J.P. Sakey, CEO of Headway Workforce Solutions, a company in Raleigh that provides outsourcing services to clients such as Hickory Farms, is dismayed that the state’s elected officials haven’t acted sooner.
“There appears to be a paucity of leadership in this area,” he said.
Sakey said the higher FUTA taxes cut directly into profit and make it tougher to give employees raises. He also said that the next time a client hires his company to operate a call center, the higher FUTA taxes combined with the state’s unemployment tax rate could factor into selecting a location.
“We might recommend it go somewhere else,” Sakey said.
The state unemployment tax paid by employers ranges from zero to 6.84 percent of an employee’s wages up to $20,400, with the rate dependent on the employer’s history of layoffs.
Bond issue called too costly
The N.C. Chamber also has urged the state to erase its debt to the federal government – and thereby eliminate the extra tax the federal government is assessing – by issuing bonds. Those bonds would be paid off by unemployment taxes collected from the state’s employers.
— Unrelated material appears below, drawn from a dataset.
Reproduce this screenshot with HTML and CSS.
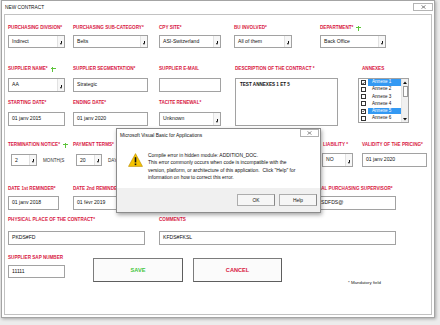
FILE: index.html
```html
<!DOCTYPE html>
<html>
<head>
<meta charset="utf-8">
<link rel="stylesheet" href="styles.css">
</head>
<body>
<div class="window">
  <div class="titlebar">
    <span class="title">NEW CONTRACT</span>
    <span class="close-btn"><svg width="5" height="4" viewBox="0 0 5 4"><path d="M0.5 0.5 L4.5 3.5 M4.5 0.5 L0.5 3.5" stroke="#555" stroke-width="0.7"/></svg></span>
  </div>
  <div class="form">
    <!-- row 1 -->
    <div class="lbl r-l1 c-a">PURCHASING DIVISION*</div>
    <div class="lbl r-l1 c-b">PURCHASING SUB-CATEGORY*</div>
    <div class="lbl r-l1 c-c">CPY SITE*</div>
    <div class="lbl r-l1 c-d nudge-l">BU INVOLVED*</div>
    <div class="lbl r-l1 c-ef">DEPARTMENT* <span class="plus"></span></div>

    <div class="ctl sel r-c1 c-a w57">Indirect<span class="arr"></span></div>
    <div class="ctl sel r-c1 c-b w75">Belts<span class="arr"></span></div>
    <div class="ctl sel r-c1 c-c w62">ASI-Switzerland<span class="arr"></span></div>
    <div class="ctl sel r-c1 c-d w58 nudge-l">All of them<span class="arr"></span></div>
    <div class="ctl sel r-c1 c-ef w66">Back Office<span class="arr"></span></div>

    <!-- row 2 -->
    <div class="lbl r-l2 c-a">SUPPLIER NAME* <span class="plus"></span></div>
    <div class="lbl r-l2 c-b">SUPPLIER SEGMENTATION*</div>
    <div class="lbl r-l2 c-c">SUPPLIER E-MAIL</div>
    <div class="lbl r-l2 c-de">DESCRIPTION OF THE CONTRACT *</div>
    <div class="lbl r-l2 c-f in4">ANNEXES</div>

    <div class="ctl sel r-c2 c-a w57">AA<span class="arr"></span></div>
    <div class="ctl r-c2 c-b w75">Strategic</div>
    <div class="ctl r-c2 c-c w62"></div>
    <div class="ctl textarea r-desc c-de">TEST ANNEXES 1 ET 5</div>
    <div class="listbox r-desc c-f">
      <div class="lb-items">
        <div class="lb-row"><span class="cbox on"><svg width="4" height="4" viewBox="0 0 4 4"><path d="M0.4 2 L1.6 3.3 L3.6 0.6" fill="none" stroke="#111" stroke-width="0.8"/></svg></span><span class="lb-text sel-row">Annexe 1</span></div>
        <div class="lb-row"><span class="cbox"></span><span class="lb-text">Annexe 2</span></div>
        <div class="lb-row"><span class="cbox"></span><span class="lb-text">Annexe 3</span></div>
        <div class="lb-row"><span class="cbox"></span><span class="lb-text">Annexe 4</span></div>
        <div class="lb-row"><span class="cbox on"><svg width="4" height="4" viewBox="0 0 4 4"><path d="M0.4 2 L1.6 3.3 L3.6 0.6" fill="none" stroke="#111" stroke-width="0.8"/></svg></span><span class="lb-text sel-row">Annexe 5</span></div>
        <div class="lb-row"><span class="cbox"></span><span class="lb-text">Annexe 6</span></div>
      </div>
      <div class="lb-scroll">
        <span class="sb-btn"><svg width="4" height="3" viewBox="0 0 4 3"><path d="M0 3 L2 0.5 L4 3 Z" fill="#111"/></svg></span>
        <span class="sb-thumb"></span>
        <span class="sb-track"></span>
        <span class="sb-btn"><svg width="4" height="3" viewBox="0 0 4 3"><path d="M0 0 L2 2.5 L4 0 Z" fill="#111"/></svg></span>
      </div>
    </div>

    <!-- row 3 -->
    <div class="lbl r-l3 c-a">STARTING DATE*</div>
    <div class="lbl r-l3 c-b">ENDING DATE*</div>
    <div class="lbl r-l3 c-c">TACITE RENEWAL*</div>

    <div class="ctl r-c3 c-a w57">01 janv 2015</div>
    <div class="ctl r-c3 c-b w75">01 janv 2020</div>
    <div class="ctl sel r-c3 c-c w62">Unknown<span class="arr"></span></div>

    <!-- row 4 -->
    <div class="lbl r-l4 c-a">TERMINATION NOTICE* <span class="plus"></span></div>
    <div class="lbl r-l4 c-b">PAYMENT TERMS*</div>
    <div class="lbl r-l4 c-e in3">LIABILITY *</div>
    <div class="lbl r-l4 c-f in4">VALIDITY OF THE PRICING*</div>

    <div class="inline-ctl r-c4 c-a">
      <div class="ctl sel small w26">2<span class="arr"></span></div>
      <span class="unit">MONTH(S</span>
    </div>
    <div class="inline-ctl r-c4 c-b">
      <div class="ctl sel small w26">20<span class="arr"></span></div>
      <span class="unit">DAYS</span>
    </div>
    <div class="ctl sel r-c4 c-e in2 w31">NO<span class="arr"></span></div>
    <div class="ctl r-c4 c-f in4 w65">01 janv 2020</div>

    <!-- row 5 -->
    <div class="lbl r-l5 c-a">DATE 1st REMINDER*</div>
    <div class="lbl r-l5 c-b">DATE 2nd REMINDER*</div>
    <div class="lbl r-l5 c-ef sup-lbl">GLOBAL PURCHASING SUPERVISOR*</div>

    <div class="ctl r-c5 c-a w51">01 janv 2018</div>
    <div class="ctl r-c5 c-b w70">01 févr 2019</div>
    <div class="ctl r-c5 c-ef sup-ctl">SDFDS@</div>

    <!-- row 6 -->
    <div class="lbl r-l6 c-ab">PHYSICAL PLACE OF THE CONTRACT*</div>
    <div class="lbl r-l6 c-c">COMMENTS</div>

    <div class="ctl r-c6 c-ab w137">PKDS#FD</div>
    <div class="ctl r-c6 c-cf w237">KFDS#FKSL</div>

    <!-- row 7 -->
    <div class="lbl r-l7 c-a">SUPPLIER SAP NUMBER</div>
    <div class="ctl r-c7 c-a w57 sap">11111</div>
    <div class="btn save c-b">SAVE</div>
    <div class="btn cancel c-c">CANCEL</div>
    <div class="mandatory c-ef">* Mandatory field</div>
  </div>

  <div class="dialog">
    <div class="dlg-title">
      <span>Microsoft Visual Basic for Applications</span>
      <span class="dlg-close"><svg width="5" height="4" viewBox="0 0 5 4"><path d="M0.5 0.5 L4.5 3.5 M4.5 0.5 L0.5 3.5" stroke="#666" stroke-width="0.7"/></svg></span>
    </div>
    <div class="dlg-body">
      <svg class="warn" width="15" height="14" viewBox="0 0 15 14">
        <path d="M7.5 0.6 L14.5 13.4 H0.5 Z" fill="#f5c400" stroke="#b88a00" stroke-width="0.6" stroke-linejoin="round"/>
        <rect x="6.7" y="4.2" width="1.6" height="5.2" fill="#111"/>
        <rect x="6.7" y="10.5" width="1.6" height="1.6" fill="#111"/>
      </svg>
      <div class="dlg-text">
        <div>Compile error in hidden module: ADDITION_DOC.</div>
        <div>This error commonly occurs when code is incompatible with the</div>
        <div>version, platform, or architecture of this application.&nbsp; Click "Help" for</div>
        <div>information on how to correct this error.</div>
      </div>
    </div>
    <div class="dlg-footer">
      <span class="dlg-btn">OK</span>
      <span class="dlg-btn">Help</span>
    </div>
  </div>
</div>
</body>
</html>
```

FILE: styles.css
```css
html, body {
  margin: 0;
  padding: 0;
}
body {
  width: 440px;
  height: 325px;
  overflow: hidden;
  background: #ececec;
  font-family: "Liberation Sans", Arial, sans-serif;
  color: #000;
}

.window {
  position: relative;
  margin-left: 1px;
  width: 434px;
  height: 318px;
  box-sizing: border-box;
  border: 1px solid #a4a4a4;
  background: #fff;
  box-shadow: 1px 1px 3px rgba(0, 0, 0, 0.3);
  display: flex;
  flex-direction: column;
}

.titlebar {
  height: 13px;
  flex: none;
  display: flex;
  align-items: center;
  justify-content: space-between;
  padding: 0 1px 0 3px;
}
.title {
  font-size: 4.8px;
  color: #111;
  line-height: 13px;
}
.close-btn {
  width: 20px;
  height: 8px;
  box-sizing: border-box;
  border: 1px solid #b4b4b4;
  background: #fff;
  display: flex;
  align-items: center;
  justify-content: center;
  margin-top: -2px;
}

.form {
  flex: 1;
  margin: 0 2px 2px 2px;
  border: 1px solid #c2c2c2;
  padding-left: 3px;
  display: grid;
  grid-template-columns: 65px 86px 76px 85px 38px 1fr;
  grid-template-rows: 9px 8px 3px 13px 17px 8px 5px 14px 7px 8px 5px 14px 15px 8px 4px 14px 18px 8px 3px 14px 6px 8px 7px 14px 9px 8px 3px 13px 1fr;
}

/* grid rows */
.r-l1 { grid-row: 2; }
.r-c1 { grid-row: 4; }
.r-l2 { grid-row: 6; }
.r-c2 { grid-row: 8; }
.r-desc { grid-row: 8 / 13; }
.r-l3 { grid-row: 10; }
.r-c3 { grid-row: 12; }
.r-l4 { grid-row: 14; }
.r-c4 { grid-row: 16; }
.r-l5 { grid-row: 18; }
.r-c5 { grid-row: 20; }
.r-l6 { grid-row: 22; }
.r-c6 { grid-row: 24; }
.r-l7 { grid-row: 26; }
.r-c7 { grid-row: 28; }

/* grid columns */
.c-a { grid-column: 1; }
.c-b { grid-column: 2; }
.c-c { grid-column: 3; }
.c-d { grid-column: 4; }
.c-e { grid-column: 5; }
.c-f { grid-column: 6; }
.c-ab { grid-column: 1 / 3; }
.c-de { grid-column: 4 / 6; }
.c-ef { grid-column: 5 / 7; }
.c-cf { grid-column: 3 / 7; }

.nudge-l { margin-left: -1px; }
.in2 { margin-left: 2px; }
.in3 { margin-left: 3px; }
.in4 { margin-left: 4px; }

.lbl {
  font-size: 4.6px;
  font-weight: bold;
  color: #d8173f;
  line-height: 8px;
  white-space: nowrap;
  align-self: center;
  display: flex;
  align-items: center;
}
.plus {
  display: inline-block;
  width: 5px;
  height: 5px;
  margin-left: 3px;
  background:
    linear-gradient(#5cc43a, #5cc43a) center / 5px 1.4px no-repeat,
    linear-gradient(#5cc43a, #5cc43a) center / 1.4px 5px no-repeat;
}

.ctl {
  position: relative;
  box-sizing: border-box;
  height: 100%;
  border: 1px solid #a2a2a2;
  background: #fff;
  font-size: 5.1px;
  line-height: 8px;
  padding: 1px 3px 0 3px;
  white-space: nowrap;
  overflow: hidden;
  color: #111;
  justify-self: start;
}
.ctl.sel { padding-right: 9px; }
.arr {
  position: absolute;
  top: 0;
  right: 0;
  bottom: 0;
  width: 6px;
  background: #f7f7f7;
  border-left: 1px solid #e2e2e2;
}
.arr::after {
  content: "";
  position: absolute;
  left: 1.5px;
  bottom: 2px;
  width: 0;
  height: 0;
  border-left: 1.5px solid transparent;
  border-right: 1.5px solid transparent;
  border-top: 2.5px solid #111;
}
.arr::before {
  content: "";
  position: absolute;
  left: 2.5px;
  bottom: 4px;
  width: 1px;
  height: 2px;
  background: #111;
}

.w26 { width: 26px; }
.w31 { width: 31px; }
.w51 { width: 51px; }
.w57 { width: 57px; }
.w58 { width: 58px; }
.w62 { width: 62px; }
.w65 { width: 65px; }
.w66 { width: 66px; }
.w70 { width: 70px; }
.w75 { width: 75px; }
.w137 { width: 137px; }
.w237 { width: 237px; }

.textarea {
  width: 103px;
  height: 48px;
  align-self: start;
  font-weight: bold;
  font-size: 4.6px;
  padding: 2px 4px;
}

.listbox {
  width: 51px;
  height: 45px;
  align-self: start;
  box-sizing: border-box;
  border: 1px solid #a2a2a2;
  background: #fff;
  display: flex;
}
.lb-items {
  flex: 1;
  display: flex;
  flex-direction: column;
}
.lb-row {
  height: 7.15px;
  display: flex;
  align-items: center;
}
.cbox {
  width: 5px;
  height: 5px;
  box-sizing: border-box;
  border: 0.8px solid #333;
  margin: 0 2px 0 2px;
  display: flex;
  align-items: center;
  justify-content: center;
  flex: none;
}
.lb-text {
  flex: 1;
  height: 6.6px;
  font-size: 4.6px;
  line-height: 6.6px;
  padding-left: 4px;
  color: #111;
  white-space: nowrap;
}
.lb-text.sel-row {
  background: #3399f3;
  color: #fff;
}
.lb-scroll {
  width: 6px;
  flex: none;
  background: #f0f0f0;
  border-left: 1px solid #e4e4e4;
  display: flex;
  flex-direction: column;
}
.sb-btn {
  height: 6px;
  display: flex;
  align-items: center;
  justify-content: center;
  flex: none;
}
.sb-thumb {
  height: 11px;
  margin: 1px 0.5px;
  box-sizing: border-box;
  border: 0.8px solid #9a9a9a;
  background: #fdfdfd;
  flex: none;
}
.sb-track { flex: 1; }

.inline-ctl {
  display: flex;
  align-items: center;
}
.inline-ctl .ctl.small {
  height: 12px;
  margin-left: 3px;
  padding-top: 1px;
}
.unit {
  font-size: 4.6px;
  color: #333;
  margin-left: 6px;
  white-space: nowrap;
}

.sup-lbl { margin-left: -12px; }
.sup-ctl {
  margin-left: -3px;
  width: 79px;
}

.sap { height: 13px; }

.btn {
  grid-row: 26 / 29;
  align-self: start;
  margin-top: 4px;
  height: 24px;
  box-sizing: border-box;
  border: 1px solid #7c7c7c;
  border-right-color: #5e5e5e;
  border-bottom-color: #5e5e5e;
  background: #fbfbfb;
  display: flex;
  align-items: center;
  justify-content: center;
  font-size: 5.6px;
  font-weight: bold;
  justify-self: start;
}
.save {
  margin-left: 20px;
  width: 90px;
  color: #3ec53a;
}
.cancel {
  margin-left: 34px;
  width: 89px;
  color: #d8173f;
}

.mandatory {
  grid-row: 29;
  margin-left: 28px;
  margin-top: 2px;
  font-size: 4.4px;
  line-height: 6px;
  color: #222;
  white-space: nowrap;
  align-self: start;
}

/* dialog overlay */
.dialog {
  position: absolute;
  left: 114px;
  top: 127px;
  width: 205px;
  height: 85px;
  box-sizing: border-box;
  border: 1px solid #8c8c8c;
  background: #fff;
  box-shadow: 1px 2px 4px rgba(0, 0, 0, 0.35);
  display: flex;
  flex-direction: column;
  z-index: 5;
}
.dlg-title {
  height: 13px;
  flex: none;
  display: flex;
  align-items: center;
  justify-content: space-between;
  padding-left: 3px;
  font-size: 4.9px;
  color: #111;
}
.dlg-close {
  align-self: flex-start;
  margin-top: 0px;
  margin-right: 1px;
  width: 19px;
  height: 8px;
  box-sizing: border-box;
  border: 1px solid #b0b0b0;
  display: flex;
  align-items: center;
  justify-content: center;
}
.dlg-body {
  flex: 1;
  margin: 0 2px;
  display: flex;
  align-items: flex-start;
  padding: 10px 0 0 9px;
}
.warn {
  flex: none;
  margin-top: 1px;
}
.dlg-text {
  margin-left: 5px;
  font-size: 4.95px;
  line-height: 7.3px;
  white-space: nowrap;
  color: #111;
}
.dlg-footer {
  height: 24px;
  flex: none;
  background: #f0f0f0;
  display: flex;
  align-items: center;
  justify-content: flex-end;
  gap: 4px;
  padding-right: 3px;
}
.dlg-btn {
  width: 38px;
  height: 12px;
  box-sizing: border-box;
  border: 1px solid #adadad;
  border-right-color: #888;
  background: #f6f6f6;
  font-size: 4.9px;
  display: flex;
  align-items: center;
  justify-content: center;
  color: #111;
}
```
But Howard and Rucho said the state can’t afford the additional debt. In addition, Howard said that after consulting with state Treasurer Janet Cowell and bond counsel, they concluded that a bond issue would require an even greater tax hike for employers at the outset than the $21-per-employee-per-year increase they are facing.
“This way, as egregious as it is, it’s a more gentle slope,” Howard said.
The legislative committee is also considering a recommendation to require employers who currently don’t have to pay any state unemployment tax – because they don’t have a history of layoffs – to contribute to the system.
That’s something the N.C. Justice Center wants to see. The organization issued a report in May lamenting that 19,000 employers now pay no state unemployment tax.
“The majority of states require some contribution from all employers in a downturn,” the center’s report noted.